Reporter: Handoyo | Editor: Handoyo
KONTAN.CO.ID - JAKARTA. Presiden Donald Trump, yang baru saja dilantik sebagai Presiden Amerika Serikat ke-47 pada Senin (20 Januari), telah memulai masa jabatannya dengan serangkaian langkah kontroversial.
Salah satu tindakan pertamanya adalah mencabut Perintah Eksekutif 11246 yang diperkenalkan pada 1965, yang telah menjadi dasar perlindungan terhadap diskriminasi di tempat kerja selama enam dekade.
Pencabutan Perintah Eksekutif 11246
Mengutip unilad, Perintah Eksekutif 11246 diperkenalkan oleh Presiden Lyndon Johnson pada tahun 1965, hanya dua tahun setelah Martin Luther King Jr. menyampaikan pidato legendarisnya "I Have A Dream."

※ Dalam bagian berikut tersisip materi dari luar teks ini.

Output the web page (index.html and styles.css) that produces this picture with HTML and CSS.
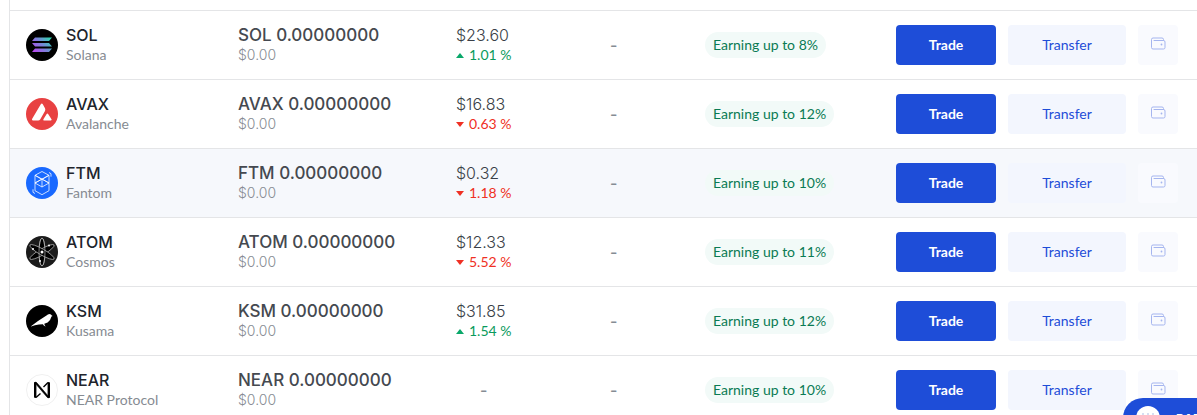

Baca Juga: 8 Momen Canggung yang Mungkin Anda Lewatkan dari Pelantikan Trump
Perintah ini bertujuan untuk memastikan bahwa kontraktor pemerintah federal tidak melakukan diskriminasi berdasarkan ras, warna kulit, agama, jenis kelamin, orientasi seksual, identitas gender, atau asal negara dalam praktik perekrutan mereka.
Langkah Trump untuk mencabut perintah tersebut merupakan bagian dari rencananya untuk menghapus program Diversity, Equity, and Inclusion (DEI) yang dianggapnya sebagai "diskriminasi ilegal dan preferensi."

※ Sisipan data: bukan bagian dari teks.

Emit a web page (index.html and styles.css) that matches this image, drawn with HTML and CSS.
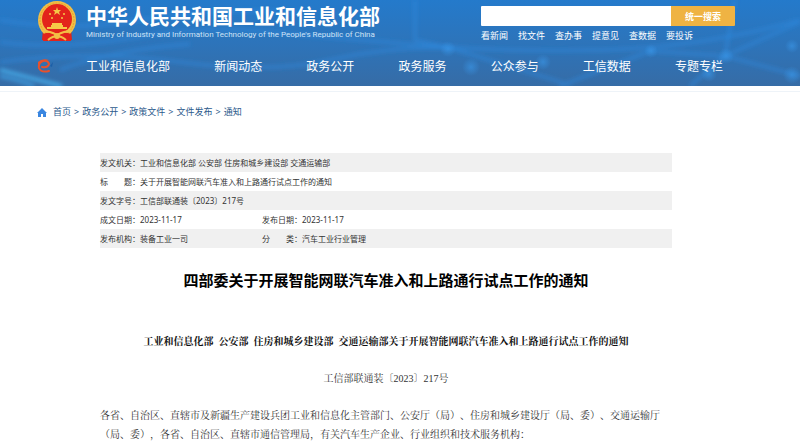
FILE: index.html
```html
<!DOCTYPE html>
<html lang="zh-CN">
  <head>
    <meta charset="UTF-8" />
    <meta name="viewport" content="width=device-width, initial-scale=1.0" />
    <title>四部委关于开展智能网联汽车准入和上路通行试点工作的通知</title>
    <link rel="stylesheet" href="styles.css">
  </head>
  <body>
    <header class="header">
      <svg class="header-bg" viewBox="0 0 800 86" preserveAspectRatio="none" aria-hidden="true">
        <defs>
          <linearGradient id="sky" x1="0" y1="0" x2="0" y2="1">
            <stop offset="0" stop-color="#247acb" />
            <stop offset="0.5" stop-color="#2d74ba" />
            <stop offset="1" stop-color="#366ca6" />
          </linearGradient>
          <radialGradient id="dot">
            <stop offset="0" stop-color="#3b9bee" stop-opacity="0.55" />
            <stop offset="1" stop-color="#3b9bee" stop-opacity="0" />
          </radialGradient>
          <filter id="soft" x="-10%" y="-50%" width="120%" height="200%">
            <feGaussianBlur stdDeviation="2" />
          </filter>
        </defs>
        <rect width="800" height="86" fill="url(#sky)" />
        <g fill="none" stroke="#2f8be0" stroke-opacity="0.6" stroke-width="3" filter="url(#soft)">
          <path d="M0 42Q60 50 130 38T270 32T420 45T600 50T800 20" />
          <path d="M0 20Q70 32 140 20T300 12" />
          <path d="M0 62Q90 50 180 62T330 60T450 48" />
          <path d="M60 70Q110 50 190 44" />
          <path d="M415 0V40L450 48L570 85M650 51L725 56L800 22M725 56L690 86M650 51L560 86M735 0L725 56L800 76" />
        </g>
        <path d="M0 70Q22 76 62 86" fill="none" stroke="#49b4f0" stroke-width="3" filter="url(#soft)" />
        <path d="M0 76Q20 80 34 86" fill="none" stroke="#3f9fe0" stroke-width="3" filter="url(#soft)" />
        <g fill="url(#dot)">
          <circle cx="448" cy="49" r="8" />
          <circle cx="471" cy="67" r="9" />
          <circle cx="543" cy="62" r="8" />
          <circle cx="651" cy="51" r="7" />
          <circle cx="726" cy="56" r="8" />
          <circle cx="709" cy="74" r="8" />
          <circle cx="792" cy="46" r="7" />
          <circle cx="792" cy="75" r="9" />
        </g>
      </svg>

      <div class="header-inner">
        <div class="top">
          <a class="brand" href="#">
            <svg class="emblem" viewBox="0 0 40 42" aria-hidden="true">
              <path d="M6 29L5 40Q12 39 14 41H26Q28 39 35 40L34 29Z" fill="#d8261c" />
              <circle cx="20" cy="20" r="19" fill="#f3bf45" />
              <circle cx="20" cy="20" r="17" fill="none" stroke="#e0a334" stroke-width="1" stroke-dasharray="2 1" />
              <circle cx="20" cy="19" r="15" fill="#e3241b" />
              <path d="M20 7l1 3h3l-2 2 1 3-3-2-3 2 1-3-2-2h3Z" fill="#f6c948" />
              <g fill="#f6c948">
                <circle cx="13" cy="14" r="1" />
                <circle cx="27" cy="14" r="1" />
                <circle cx="15" cy="18" r="1" />
                <circle cx="25" cy="18" r="1" />
                <path d="M15 23h10v2H15ZM14 25h12v2h4v2H10v-2h4Z" />
              </g>
              <path d="M6 34Q13 31 20 35Q27 31 34 34L34 41H6Z" fill="#e3241b" />
              <path d="M6 31Q13 31 20 35Q27 31 34 31M11 40Q16 36 20 36Q24 36 29 40" fill="none" stroke="#f3bf45" stroke-width="2" />
              <circle cx="20" cy="36" r="3" fill="#f3bf45" />
            </svg>
            <span class="brand-text">
              <span class="brand-cn">中华人民共和国工业和信息化部</span>
              <span class="brand-en">Ministry of Industry and Information Technology of the People's Republic of China</span>
            </span>
          </a>

          <div class="search">
            <form class="search-form">
              <input type="text" class="search-input" aria-label="搜索" />
              <button type="submit" class="search-btn">统一搜索</button>
            </form>
            <div class="quick">
              <a href="#">看新闻</a>
              <a href="#">找文件</a>
              <a href="#">查办事</a>
              <a href="#">提意见</a>
              <a href="#">查数据</a>
              <a href="#">要投诉</a>
            </div>
          </div>
        </div>

        <nav class="nav">
          <svg class="nav-logo" viewBox="0 0 16 16" aria-hidden="true">
            <path d="M5 9Q11 10 12 6Q11 2 6 3Q1 5 2 10Q4 15 12 13" fill="none" stroke="#e8512b" stroke-width="2" stroke-linecap="round" />
            <path d="M1 4Q5 0 12 2Q5 2 1 7Z" fill="#e8512b" />
            <path d="M13 8l3-4-1 5Z" fill="#1c5fa8" />
          </svg>
          <div class="nav-links">
            <a href="#">工业和信息化部</a>
            <a href="#">新闻动态</a>
            <a href="#">政务公开</a>
            <a href="#">政务服务</a>
            <a href="#">公众参与</a>
            <a href="#">工信数据</a>
            <a href="#">专题专栏</a>
          </div>
        </nav>
      </div>
    </header>

    <main class="main">
      <div class="crumbs">
        <svg class="home" viewBox="0 0 10 9" aria-hidden="true">
          <path d="M5 0L10 5H9V9H6V6H4V9H1V5H0Z" fill="#3a86e0" />
        </svg>
        <a href="#">首页</a>
        <span>&gt;</span>
        <a href="#">政务公开</a>
        <span>&gt;</span>
        <a href="#">政策文件</a>
        <span>&gt;</span>
        <a href="#">文件发布</a>
        <span>&gt;</span>
        <a href="#">通知</a>
      </div>

      <article class="article">
        <table class="info">
          <tr>
            <th scope="row">发文机关：</th>
            <td colspan="3">工业和信息化部 公安部 住房和城乡建设部 交通运输部</td>
          </tr>
          <tr>
            <th scope="row">标　　题：</th>
            <td colspan="3">关于开展智能网联汽车准入和上路通行试点工作的通知</td>
          </tr>
          <tr>
            <th scope="row">发文字号：</th>
            <td colspan="3">工信部联通装〔2023〕217号</td>
          </tr>
          <tr>
            <th scope="row">成文日期：</th>
            <td class="date">2023-11-17</td>
            <th scope="row">发布日期：</th>
            <td>2023-11-17</td>
          </tr>
          <tr>
            <th scope="row">发布机构：</th>
            <td>装备工业一司</td>
            <th scope="row">分　　类：</th>
            <td>汽车工业行业管理</td>
          </tr>
        </table>

        <h1>四部委关于开展智能网联汽车准入和上路通行试点工作的通知</h1>

        <div class="content">
          <p class="subtitle">工业和信息化部&ensp;公安部&ensp;住房和城乡建设部&ensp;交通运输部关于开展智能网联汽车准入和上路通行试点工作的通知</p>
          <p class="number">工信部联通装〔2023〕217号</p>
          <p>各省、自治区、直辖市及新疆生产建设兵团工业和信息化主管部门、公安厅（局）、住房和城乡建设厅（局、委）、交通运输厅（局、委），各省、自治区、直辖市通信管理局，有关汽车生产企业、行业组织和技术服务机构：</p>
        </div>
      </article>
    </main>
  </body>
</html>
```
FILE: styles.css
```css
* {
  margin: 0;
  padding: 0;
  box-sizing: border-box;
}

body {
  font-family: "Noto Sans", "Noto Sans CJK SC", sans-serif;
  background: #fff;
  color: #333;
  text-spacing-trim: space-all;
}

a {
  color: inherit;
  text-decoration: none;
}

.header {
  position: relative;
  color: #fff;
}

.header-bg {
  position: absolute;
  inset: 0;
  width: 100%;
  height: 100%;
}

.header-inner {
  position: relative;
  padding: 0 65px 0 37px;
}

.top {
  display: flex;
  justify-content: space-between;
}

.brand {
  display: flex;
}

.emblem {
  width: 40px;
  height: 42px;
  margin-right: 9px;
}

.brand-text {
  display: flex;
  flex-direction: column;
}

.brand-cn {
  font-family: "Noto Sans CJK SC", sans-serif;
  font-size: 21px;
  line-height: 30px;
  font-weight: 700;
}

.brand-en {
  font-family: Roboto, sans-serif;
  font-size: 8px;
  line-height: 10px;
  color: #cfe3f6;
}

.search {
  width: 254px;
  padding-top: 6px;
}

.search-form {
  display: flex;
  height: 20px;
}

.search-input {
  flex: 1;
  min-width: 0;
  border: none;
  border-radius: 1px 0 0 1px;
  background: #fff;
}

.search-btn {
  width: 64px;
  border: none;
  border-radius: 0 1px 1px 0;
  background: #efb343;
  color: #fff;
  font-family: inherit;
  font-size: 9px;
  font-weight: 700;
}

.quick {
  display: flex;
  gap: 10px;
  font-size: 9px;
  line-height: 20px;
}

.nav {
  display: flex;
  align-items: center;
  height: 40px;
}

.nav-logo {
  width: 16px;
  height: 16px;
}

.nav-links {
  flex: 1;
  display: flex;
  justify-content: space-between;
  padding: 0 12px 0 33px;
  font-size: 12px;
}

.main {
  margin-top: 5px;
  padding: 0 65px 0 37px;
  border-top: 1px solid #eef3f8;
}

.crumbs {
  display: flex;
  align-items: center;
  gap: 3px;
  padding-top: 12px;
  font-size: 9px;
  line-height: 16px;
  color: #2c5a8c;
}

.home {
  width: 10px;
  height: 9px;
  margin-right: 3px;
}

.article {
  padding: 33px 63px 0;
}

.info {
  width: 100%;
  border-collapse: collapse;
  font-size: 8px;
  line-height: 19px;
}

.info tr:nth-child(odd) {
  background: #f0f0f0;
}

.info th {
  width: 40px;
  font-weight: 400;
  text-align: left;
  white-space: nowrap;
}

.info .date {
  width: 122px;
}

h1 {
  margin-top: 20px;
  font-size: 15px;
  line-height: 24px;
  text-align: center;
  color: #000;
}

.content {
  padding-top: 40px;
  font-family: "Liberation Serif", "Noto Serif CJK SC", "Noto Sans CJK SC", serif;
  font-size: 10px;
  line-height: 19px;
}

.content .subtitle {
  font-weight: 700;
  text-align: center;
  color: #111;
}

.content .number {
  margin: 18px 0;
  text-align: center;
}
```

Pemerintahannya menyatakan bahwa pencabutan ini bertujuan untuk "mengembalikan kesempatan berbasis merit" dan menghentikan program yang, menurut Trump, menciptakan ketidakadilan di pasar kerja.
Dampak Kebijakan Baru
Trump juga memerintahkan lembaga-lembaga pemerintah untuk segera menghentikan program DEI di Departemen Tenaga Kerja, dengan memberikan cuti berbayar kepada pegawai yang bertanggung jawab atas pelaksanaan program tersebut.
Selain itu, pemerintah meminta identifikasi organisasi yang dapat dikenai investigasi kepatuhan sipil, termasuk perusahaan besar, yayasan dengan aset lebih dari US$500 juta, asosiasi hukum dan medis negara bagian, serta institusi pendidikan tinggi dengan dana abadi melebihi US$1 miliar.
Baca Juga: Ini 2 Saham yang Berpotensi Untung dari Kebijakan Energi Trump
Menurut pernyataan Gedung Putih, institusi-institusi besar seperti korporasi, lembaga keuangan, maskapai penerbangan, penegak hukum, dan universitas telah mengadopsi praktik "preferensi berbasis ras dan jenis kelamin" yang dianggap berlawanan dengan hukum hak sipil Amerika Serikat.
Reaksi Publik
Langkah ini memicu protes luas dari berbagai pihak. Basil Smikle Jr., seorang penasihat kebijakan dan ahli strategi politik, menyebut kebijakan ini sebagai upaya untuk "melemahkan kekuatan politik dan ekonomi komunitas kulit berwarna serta perempuan."
Sebaliknya, Senator Louisiana John Kennedy dari Partai Republik mendukung kebijakan tersebut, dengan mengatakan bahwa cara terbaik untuk menghentikan diskriminasi adalah dengan menghapus preferensi berbasis ras dan jenis kelamin sepenuhnya.
Ia menyatakan bahwa "rakyat Amerika tidak terlalu mempermasalahkan ras atau gender seperti yang sering dibesar-besarkan di Washington."
Baca Juga: Ini Rincian Gaji dan Tunjangan Donald Trump Sebagai Presiden AS
Implikasi Jangka Panjang
Pencabutan Perintah Eksekutif 11246 tidak hanya memengaruhi kebijakan pemerintah federal, tetapi juga memberikan dampak pada sektor swasta, termasuk perusahaan besar dan lembaga pendidikan tinggi. Kebijakan ini memunculkan perdebatan tentang batasan antara meritokrasi dan perlindungan hak-hak sipil.
Para kritikus berpendapat bahwa langkah ini berpotensi memperbesar kesenjangan dalam akses kerja dan pendidikan, terutama bagi kelompok minoritas dan perempuan. Di sisi lain, pendukung kebijakan Trump percaya bahwa hal ini akan menciptakan persaingan yang lebih adil di pasar kerja.